Palamanui campus saved — Regents approve reallocated funding
HILO — A community college for West Hawaii moved a step closer Thursday when the University of Hawaii Board of Regents approved “repurposing” money left over from an Oahu project to pay higher-than-expected construction costs.
The board voted to use $6.5 million in leftover revenue bonds for the Palamanui campus to be located north and mauka of Kona International Airport. The money will be added to $7.5 million in previously approved state funding and $9.68 million from developer Palamanui LLC. Palamanui LLC is also providing about $10 million in infrastructure.
But the board didn’t let go of the money easily. Several members grilled John Morton, vice president for community colleges, on why the bids came in almost 40 percent higher than estimated.
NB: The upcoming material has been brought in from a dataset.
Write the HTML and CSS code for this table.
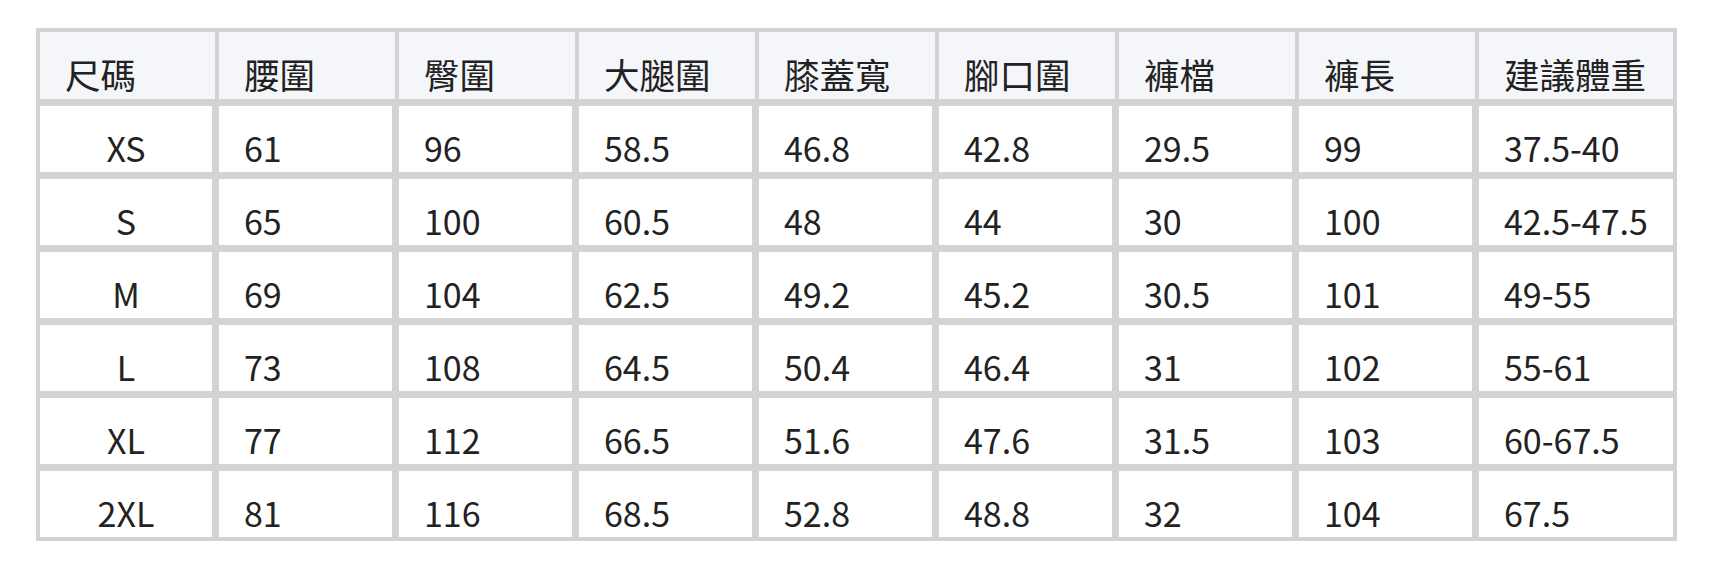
FILE: index.html
```html
<!DOCTYPE html>
<html lang="zh-Hant">
<head>
<meta charset="utf-8">
<title>尺碼表</title>
<link rel="stylesheet" href="styles.css">
</head>
<body>
<div class="size-table" role="table">
  <div class="row head" role="row">
    <div class="cell" role="columnheader">尺碼</div>
    <div class="cell" role="columnheader">腰圍</div>
    <div class="cell" role="columnheader">臀圍</div>
    <div class="cell" role="columnheader">大腿圍</div>
    <div class="cell" role="columnheader">膝蓋寬</div>
    <div class="cell" role="columnheader">腳口圍</div>
    <div class="cell" role="columnheader">褲檔</div>
    <div class="cell" role="columnheader">褲長</div>
    <div class="cell" role="columnheader">建議體重</div>
  </div>
  <div class="row" role="row">
    <div class="cell" role="cell">XS</div>
    <div class="cell" role="cell">61</div>
    <div class="cell" role="cell">96</div>
    <div class="cell" role="cell">58.5</div>
    <div class="cell" role="cell">46.8</div>
    <div class="cell" role="cell">42.8</div>
    <div class="cell" role="cell">29.5</div>
    <div class="cell" role="cell">99</div>
    <div class="cell" role="cell">37.5-40</div>
  </div>
  <div class="row" role="row">
    <div class="cell" role="cell">S</div>
    <div class="cell" role="cell">65</div>
    <div class="cell" role="cell">100</div>
    <div class="cell" role="cell">60.5</div>
    <div class="cell" role="cell">48</div>
    <div class="cell" role="cell">44</div>
    <div class="cell" role="cell">30</div>
    <div class="cell" role="cell">100</div>
    <div class="cell" role="cell">42.5-47.5</div>
  </div>
  <div class="row" role="row">
    <div class="cell" role="cell">M</div>
    <div class="cell" role="cell">69</div>
    <div class="cell" role="cell">104</div>
    <div class="cell" role="cell">62.5</div>
    <div class="cell" role="cell">49.2</div>
    <div class="cell" role="cell">45.2</div>
    <div class="cell" role="cell">30.5</div>
    <div class="cell" role="cell">101</div>
    <div class="cell" role="cell">49-55</div>
  </div>
  <div class="row" role="row">
    <div class="cell" role="cell">L</div>
    <div class="cell" role="cell">73</div>
    <div class="cell" role="cell">108</div>
    <div class="cell" role="cell">64.5</div>
    <div class="cell" role="cell">50.4</div>
    <div class="cell" role="cell">46.4</div>
    <div class="cell" role="cell">31</div>
    <div class="cell" role="cell">102</div>
    <div class="cell" role="cell">55-61</div>
  </div>
  <div class="row" role="row">
    <div class="cell" role="cell">XL</div>
    <div class="cell" role="cell">77</div>
    <div class="cell" role="cell">112</div>
    <div class="cell" role="cell">66.5</div>
    <div class="cell" role="cell">51.6</div>
    <div class="cell" role="cell">47.6</div>
    <div class="cell" role="cell">31.5</div>
    <div class="cell" role="cell">103</div>
    <div class="cell" role="cell">60-67.5</div>
  </div>
  <div class="row last" role="row">
    <div class="cell" role="cell">2XL</div>
    <div class="cell" role="cell">81</div>
    <div class="cell" role="cell">116</div>
    <div class="cell" role="cell">68.5</div>
    <div class="cell" role="cell">52.8</div>
    <div class="cell" role="cell">48.8</div>
    <div class="cell" role="cell">32</div>
    <div class="cell" role="cell">104</div>
    <div class="cell" role="cell">67.5</div>
  </div>
</div>
</body>
</html>
```

FILE: styles.css
```css
html, body {
  margin: 0;
  padding: 0;
  background: #ffffff;
}

body {
  font-family: "Noto Sans CJK TC", "Noto Sans CJK SC", "Noto Sans", sans-serif;
  color: #222222;
}

.size-table {
  display: grid;
  grid-template-columns: 179px repeat(7, 180px) 194px;
  width: max-content;
  margin: 28px 0 0 36px;
  border: 4px solid #d3d3d3;
}

.row {
  display: contents;
}

.cell {
  box-sizing: border-box;
  display: flex;
  align-items: flex-end;
  height: 73px;
  padding: 0 0 0 25px;
  font-size: 34px;
  line-height: normal;
  white-space: nowrap;
  background: #ffffff;
  border-right: 7px solid #d3d3d3;
  border-bottom: 7px solid #d3d3d3;
}

.cell:last-child {
  border-right: none;
}

.row .cell:first-child {
  justify-content: center;
  padding-left: 0;
}

.head .cell {
  height: 74px;
  font-size: 35.5px;
  background: #f5f6fa;
  border-right-width: 4px;
}

.head .cell:first-child {
  justify-content: flex-start;
  padding-left: 25px;
}

.head .cell:last-child {
  border-right: none;
}

.last .cell {
  height: 66px;
  border-bottom: none;
}
```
The board is especially sensitive to cost overruns after a contractor working on a University of Hawaii at Hilo student housing project in testimony to the state Legislature last week accused Capital Projects Director Brian Minaai of “blatant mismanagement,” saying he “gave away millions of dollars” and tried to funnel work to his friends. The state attorney general is looking into those allegations and the board took up the issue in executive session Thursday.
Regent Benjamin Kudo voted against using the money, after first asking the board to delay the vote until it could figure out why three contractors came in at around the same price, all significantly higher than estimated.
“We are under public scrutiny about how we spend our money,” Kudo said.
He chafed at hearing the board must commit the leftover bond money by June 30 or it must be reauthorized by the Legislature, pushing the project another year into the future.
“I want to express my concerns about proceeding with this project because we have a gun to our head,” Kudo said. “I’m not quite sure we’ve done our job, done our homework.”
The project’s low bidder, Nan Inc., had submitted a bid of $21.5 million, which was about $4 million more than the university and a private developer had set aside for the first phase. Nan Inc. withdrew its bid last month. The next lowest bid, from F&H Construction, was for about $25.5 million, leaving the $8 million gap between funding and cost.
Morton told the board he would work with the contractor to try to bring the cost down to $23 million. If there is a significant redesign, the project will have to go back out to bid. Some regents wanted to do just that, but they ended up voting in favor after pleas from other regents.
“I don’t think if we go out and rebid we’re going to get a lower bid,” said Regent James Lee. “We shouldn’t hold up this project any further. It’s 25 years in the making.”
Dozens of West Hawaii residents submitted written testimony urging the board to approve the money. Beth Sanders, interim director of the University Center at West Hawaii, brought along a petition signed by 140 students and staff who were on campus Wednesday at the Kealakekua shopping center.
“We consider us at a tipping point,” Sanders said. “The community is behind it and Palamanaui is stepping up to help with this.”
Mayor Billy Kenoi addressed the board on another topic, naming the UH-Hilo College of Pharmacy after the late U.S. Sen, Daniel Inouye. But Kenoi didn’t lobby for the Palamanui campus on Thursday.
Steve Colon, Hawaii division president of Hunt Cos., a Palamanui partner, urged the board to move the project forward.
“We have built a road, a great road. We’ve got the site all set up for you,” Colon said. “At the end of the day, we end up with a $20 million commitment. We’ve developed a world-class facility here that’s going to be a tremendous campus. … We did our part and we’re asking you to do your part.”
Colon said after the meeting that the first phase of the project will be a culinary arts building and a health science and student services building. The first phase, which will bring all of the current Kealakekua campus over to the Palamanui site, should be ready for classes January 2015, he said.
“We’re very, very pleased with the vote,” Colon said. “We’ve come so far and it’s just such a long journey.”